§ What you have to do
Quote, exactly, the line holding "Write the React, TypeScript" and all lines after it to the end of the records below. Exclude pictures.

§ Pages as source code
######

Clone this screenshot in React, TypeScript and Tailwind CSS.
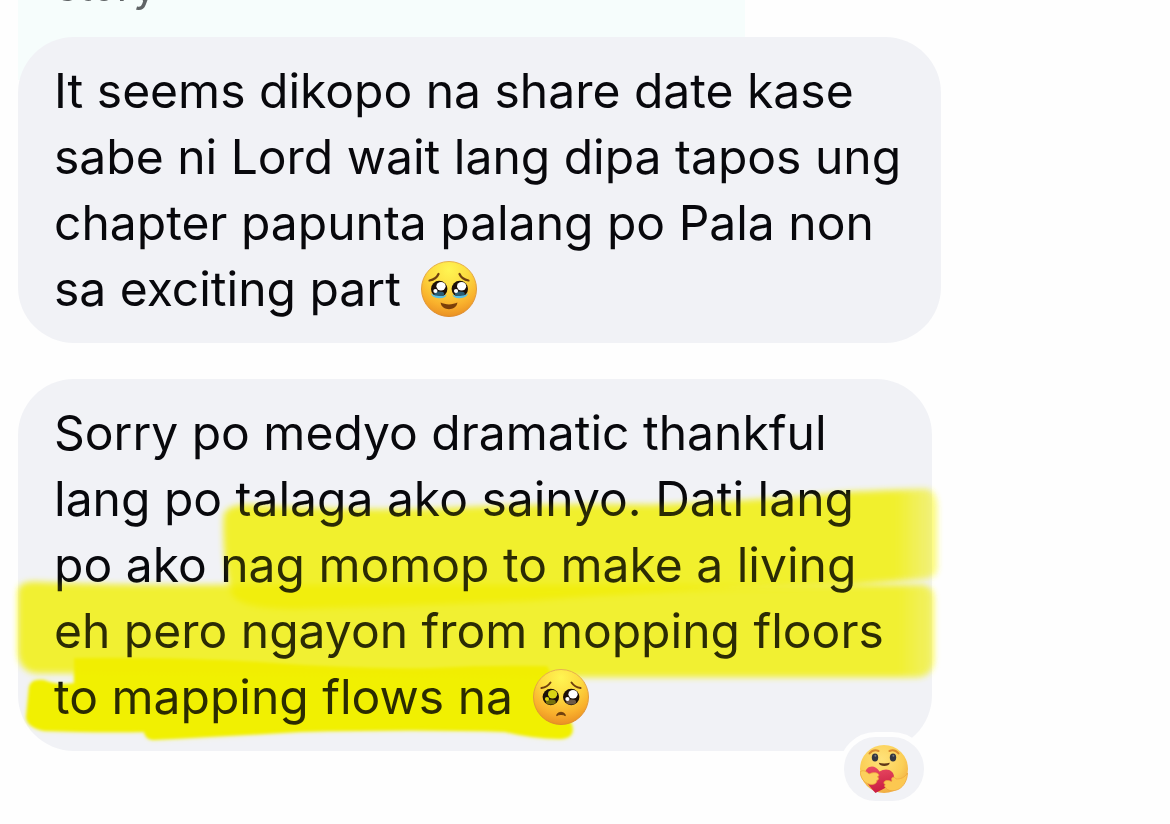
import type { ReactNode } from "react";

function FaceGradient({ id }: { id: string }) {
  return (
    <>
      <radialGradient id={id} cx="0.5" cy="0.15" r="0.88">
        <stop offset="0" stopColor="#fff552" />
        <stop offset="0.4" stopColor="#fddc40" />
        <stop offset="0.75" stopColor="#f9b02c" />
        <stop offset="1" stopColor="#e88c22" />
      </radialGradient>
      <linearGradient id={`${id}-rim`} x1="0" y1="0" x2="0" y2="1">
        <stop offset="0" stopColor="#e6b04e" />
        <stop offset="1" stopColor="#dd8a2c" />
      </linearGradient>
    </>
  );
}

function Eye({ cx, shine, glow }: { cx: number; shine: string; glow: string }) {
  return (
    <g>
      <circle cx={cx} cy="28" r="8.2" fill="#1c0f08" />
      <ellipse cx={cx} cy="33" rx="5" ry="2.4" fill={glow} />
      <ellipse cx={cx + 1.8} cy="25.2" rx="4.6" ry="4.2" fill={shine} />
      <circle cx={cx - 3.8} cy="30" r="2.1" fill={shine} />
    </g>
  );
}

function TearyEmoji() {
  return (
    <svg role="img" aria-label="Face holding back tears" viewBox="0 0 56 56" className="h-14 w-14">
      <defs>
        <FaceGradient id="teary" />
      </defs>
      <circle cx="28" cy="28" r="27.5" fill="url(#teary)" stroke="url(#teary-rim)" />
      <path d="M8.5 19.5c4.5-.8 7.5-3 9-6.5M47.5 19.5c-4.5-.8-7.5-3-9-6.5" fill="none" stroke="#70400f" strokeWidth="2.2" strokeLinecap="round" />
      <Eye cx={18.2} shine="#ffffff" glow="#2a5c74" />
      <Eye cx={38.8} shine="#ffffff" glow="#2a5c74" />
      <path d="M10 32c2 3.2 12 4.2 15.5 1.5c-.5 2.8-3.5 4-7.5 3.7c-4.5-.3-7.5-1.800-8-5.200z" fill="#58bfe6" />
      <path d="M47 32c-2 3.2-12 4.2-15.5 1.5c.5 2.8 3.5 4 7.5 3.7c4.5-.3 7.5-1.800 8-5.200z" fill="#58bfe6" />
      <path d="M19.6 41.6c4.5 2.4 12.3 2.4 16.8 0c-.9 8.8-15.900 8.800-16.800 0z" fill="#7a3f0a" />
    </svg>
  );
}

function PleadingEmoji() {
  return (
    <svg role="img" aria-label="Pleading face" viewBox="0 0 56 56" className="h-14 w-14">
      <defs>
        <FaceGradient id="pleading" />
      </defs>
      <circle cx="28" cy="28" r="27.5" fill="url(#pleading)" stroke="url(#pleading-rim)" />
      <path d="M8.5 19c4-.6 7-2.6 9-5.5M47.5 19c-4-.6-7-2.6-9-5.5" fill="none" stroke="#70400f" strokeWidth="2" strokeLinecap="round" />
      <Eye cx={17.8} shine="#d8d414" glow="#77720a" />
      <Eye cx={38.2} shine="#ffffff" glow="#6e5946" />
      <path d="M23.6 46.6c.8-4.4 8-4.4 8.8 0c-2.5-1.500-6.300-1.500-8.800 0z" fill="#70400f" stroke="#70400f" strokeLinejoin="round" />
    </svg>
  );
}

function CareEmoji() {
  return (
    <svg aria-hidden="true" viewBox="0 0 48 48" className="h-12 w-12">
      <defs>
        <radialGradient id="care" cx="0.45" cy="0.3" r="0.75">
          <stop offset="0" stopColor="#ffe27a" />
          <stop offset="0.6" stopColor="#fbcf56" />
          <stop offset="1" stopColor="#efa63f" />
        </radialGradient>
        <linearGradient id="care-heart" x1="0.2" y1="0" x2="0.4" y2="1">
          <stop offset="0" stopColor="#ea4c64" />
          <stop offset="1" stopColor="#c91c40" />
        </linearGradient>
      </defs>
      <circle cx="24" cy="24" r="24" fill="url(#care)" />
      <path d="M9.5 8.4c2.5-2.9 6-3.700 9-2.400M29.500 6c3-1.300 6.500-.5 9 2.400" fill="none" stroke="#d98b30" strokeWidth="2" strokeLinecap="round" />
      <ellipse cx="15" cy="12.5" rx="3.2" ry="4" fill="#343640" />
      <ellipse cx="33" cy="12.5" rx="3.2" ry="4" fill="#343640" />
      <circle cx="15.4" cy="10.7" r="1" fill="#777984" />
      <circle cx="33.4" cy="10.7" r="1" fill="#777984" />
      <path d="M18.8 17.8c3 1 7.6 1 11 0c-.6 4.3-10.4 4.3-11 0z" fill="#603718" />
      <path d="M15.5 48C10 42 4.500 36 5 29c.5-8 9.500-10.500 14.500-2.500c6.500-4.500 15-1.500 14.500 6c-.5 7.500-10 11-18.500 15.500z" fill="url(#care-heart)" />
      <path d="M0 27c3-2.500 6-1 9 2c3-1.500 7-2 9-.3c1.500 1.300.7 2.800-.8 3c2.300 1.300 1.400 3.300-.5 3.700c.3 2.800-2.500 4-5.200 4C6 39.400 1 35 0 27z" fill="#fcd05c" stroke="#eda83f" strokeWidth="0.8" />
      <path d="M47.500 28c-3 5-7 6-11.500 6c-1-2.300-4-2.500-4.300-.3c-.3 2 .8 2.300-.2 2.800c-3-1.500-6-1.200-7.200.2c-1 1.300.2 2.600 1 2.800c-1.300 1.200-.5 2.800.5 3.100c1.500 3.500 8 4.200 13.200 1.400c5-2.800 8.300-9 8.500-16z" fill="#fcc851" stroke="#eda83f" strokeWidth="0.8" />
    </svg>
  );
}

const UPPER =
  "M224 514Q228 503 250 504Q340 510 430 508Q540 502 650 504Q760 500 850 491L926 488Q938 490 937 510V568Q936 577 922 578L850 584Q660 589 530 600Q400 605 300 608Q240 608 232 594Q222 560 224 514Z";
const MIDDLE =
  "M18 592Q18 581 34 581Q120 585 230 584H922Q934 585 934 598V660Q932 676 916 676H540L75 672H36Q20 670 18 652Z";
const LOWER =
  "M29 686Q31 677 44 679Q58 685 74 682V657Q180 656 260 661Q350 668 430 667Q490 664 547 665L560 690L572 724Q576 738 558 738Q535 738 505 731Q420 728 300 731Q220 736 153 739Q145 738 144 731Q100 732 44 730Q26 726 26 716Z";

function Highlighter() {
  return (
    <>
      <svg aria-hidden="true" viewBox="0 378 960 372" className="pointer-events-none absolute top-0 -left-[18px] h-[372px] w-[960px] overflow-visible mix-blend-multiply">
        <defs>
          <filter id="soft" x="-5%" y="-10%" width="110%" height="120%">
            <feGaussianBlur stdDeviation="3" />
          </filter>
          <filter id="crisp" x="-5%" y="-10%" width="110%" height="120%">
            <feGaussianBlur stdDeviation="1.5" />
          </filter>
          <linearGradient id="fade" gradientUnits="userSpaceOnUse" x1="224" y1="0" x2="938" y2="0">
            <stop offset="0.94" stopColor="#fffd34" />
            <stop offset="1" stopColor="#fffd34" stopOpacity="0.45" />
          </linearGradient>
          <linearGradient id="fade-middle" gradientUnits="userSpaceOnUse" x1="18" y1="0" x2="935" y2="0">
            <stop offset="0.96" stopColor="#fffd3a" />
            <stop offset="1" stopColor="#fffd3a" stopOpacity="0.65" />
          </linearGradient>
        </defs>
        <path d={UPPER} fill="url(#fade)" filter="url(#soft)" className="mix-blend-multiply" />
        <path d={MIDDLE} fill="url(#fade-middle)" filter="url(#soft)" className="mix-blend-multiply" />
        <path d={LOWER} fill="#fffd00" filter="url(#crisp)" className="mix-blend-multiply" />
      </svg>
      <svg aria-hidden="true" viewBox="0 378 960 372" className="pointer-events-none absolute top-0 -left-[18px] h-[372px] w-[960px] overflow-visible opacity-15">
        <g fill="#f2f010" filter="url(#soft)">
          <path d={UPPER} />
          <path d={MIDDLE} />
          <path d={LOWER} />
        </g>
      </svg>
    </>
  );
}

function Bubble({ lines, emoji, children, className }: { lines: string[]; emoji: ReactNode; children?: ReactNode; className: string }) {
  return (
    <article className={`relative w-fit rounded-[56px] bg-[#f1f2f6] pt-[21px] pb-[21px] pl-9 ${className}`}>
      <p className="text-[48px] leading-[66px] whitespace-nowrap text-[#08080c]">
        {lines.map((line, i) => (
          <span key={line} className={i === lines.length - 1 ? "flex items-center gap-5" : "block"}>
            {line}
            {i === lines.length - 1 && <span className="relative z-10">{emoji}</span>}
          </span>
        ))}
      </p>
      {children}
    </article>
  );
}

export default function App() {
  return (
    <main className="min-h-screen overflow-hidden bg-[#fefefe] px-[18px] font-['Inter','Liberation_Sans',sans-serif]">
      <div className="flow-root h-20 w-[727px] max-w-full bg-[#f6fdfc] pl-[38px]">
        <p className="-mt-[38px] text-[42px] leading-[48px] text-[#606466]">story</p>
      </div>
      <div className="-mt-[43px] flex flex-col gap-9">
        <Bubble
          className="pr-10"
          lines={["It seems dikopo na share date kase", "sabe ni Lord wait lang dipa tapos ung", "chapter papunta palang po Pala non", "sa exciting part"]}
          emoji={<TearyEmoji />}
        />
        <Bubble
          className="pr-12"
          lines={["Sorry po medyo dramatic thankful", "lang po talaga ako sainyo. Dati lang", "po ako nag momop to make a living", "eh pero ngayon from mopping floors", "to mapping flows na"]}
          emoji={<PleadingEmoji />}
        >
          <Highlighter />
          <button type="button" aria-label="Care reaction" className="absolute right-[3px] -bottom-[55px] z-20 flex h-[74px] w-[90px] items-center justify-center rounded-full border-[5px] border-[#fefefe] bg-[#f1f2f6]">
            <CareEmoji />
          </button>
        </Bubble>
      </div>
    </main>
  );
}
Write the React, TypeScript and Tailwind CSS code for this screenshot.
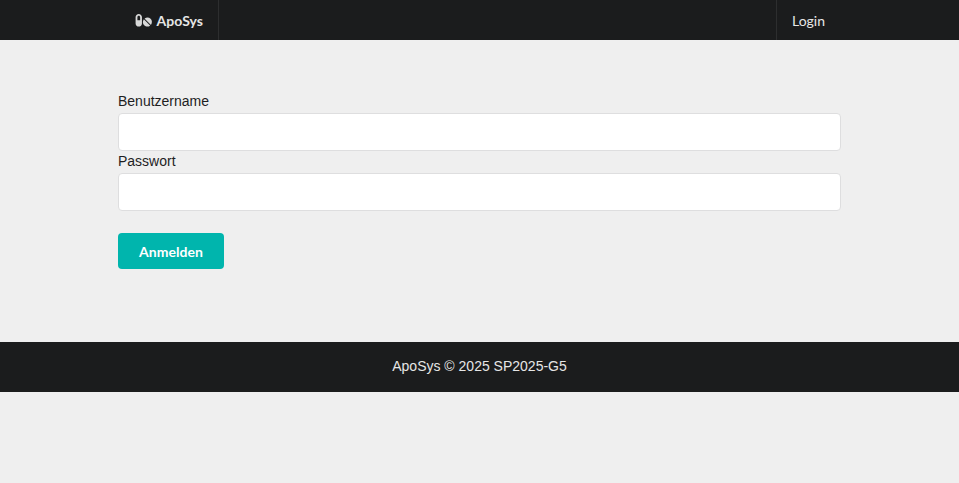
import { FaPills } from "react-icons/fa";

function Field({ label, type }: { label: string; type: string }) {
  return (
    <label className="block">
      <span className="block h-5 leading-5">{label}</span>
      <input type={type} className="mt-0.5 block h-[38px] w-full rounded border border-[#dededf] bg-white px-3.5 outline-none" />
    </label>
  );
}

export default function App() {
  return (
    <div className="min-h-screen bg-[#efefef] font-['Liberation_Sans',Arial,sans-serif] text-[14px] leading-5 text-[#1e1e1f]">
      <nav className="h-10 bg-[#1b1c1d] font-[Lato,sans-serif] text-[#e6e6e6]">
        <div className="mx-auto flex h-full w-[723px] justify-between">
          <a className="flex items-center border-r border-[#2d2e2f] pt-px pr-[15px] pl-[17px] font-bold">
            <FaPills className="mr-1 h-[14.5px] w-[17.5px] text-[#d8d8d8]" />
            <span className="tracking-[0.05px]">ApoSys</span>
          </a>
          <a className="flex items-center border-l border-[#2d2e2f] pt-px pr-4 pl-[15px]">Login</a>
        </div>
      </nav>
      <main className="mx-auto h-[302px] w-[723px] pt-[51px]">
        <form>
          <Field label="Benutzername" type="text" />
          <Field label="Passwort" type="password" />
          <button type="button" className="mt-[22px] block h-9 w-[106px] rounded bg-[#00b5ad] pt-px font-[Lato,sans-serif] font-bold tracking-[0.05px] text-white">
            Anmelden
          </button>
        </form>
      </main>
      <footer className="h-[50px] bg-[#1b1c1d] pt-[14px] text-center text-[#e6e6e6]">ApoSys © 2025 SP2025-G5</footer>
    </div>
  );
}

######

§ Response to the exercise
Write the React, TypeScript and Tailwind CSS code for this screenshot.
import { FaPills } from "react-icons/fa";

function Field({ label, type }: { label: string; type: string }) {
  return (
    <label className="block">
      <span className="block h-5 leading-5">{label}</span>
      <input type={type} className="mt-0.5 block h-[38px] w-full rounded border border-[#dededf] bg-white px-3.5 outline-none" />
    </label>
  );
}

export default function App() {
  return (
    <div className="min-h-screen bg-[#efefef] font-['Liberation_Sans',Arial,sans-serif] text-[14px] leading-5 text-[#1e1e1f]">
      <nav className="h-10 bg-[#1b1c1d] font-[Lato,sans-serif] text-[#e6e6e6]">
        <div className="mx-auto flex h-full w-[723px] justify-between">
          <a className="flex items-center border-r border-[#2d2e2f] pt-px pr-[15px] pl-[17px] font-bold">
            <FaPills className="mr-1 h-[14.5px] w-[17.5px] text-[#d8d8d8]" />
            <span className="tracking-[0.05px]">ApoSys</span>
          </a>
          <a className="flex items-center border-l border-[#2d2e2f] pt-px pr-4 pl-[15px]">Login</a>
        </div>
      </nav>
      <main className="mx-auto h-[302px] w-[723px] pt-[51px]">
        <form>
          <Field label="Benutzername" type="text" />
          <Field label="Passwort" type="password" />
          <button type="button" className="mt-[22px] block h-9 w-[106px] rounded bg-[#00b5ad] pt-px font-[Lato,sans-serif] font-bold tracking-[0.05px] text-white">
            Anmelden
          </button>
        </form>
      </main>
      <footer className="h-[50px] bg-[#1b1c1d] pt-[14px] text-center text-[#e6e6e6]">ApoSys © 2025 SP2025-G5</footer>
    </div>
  );
}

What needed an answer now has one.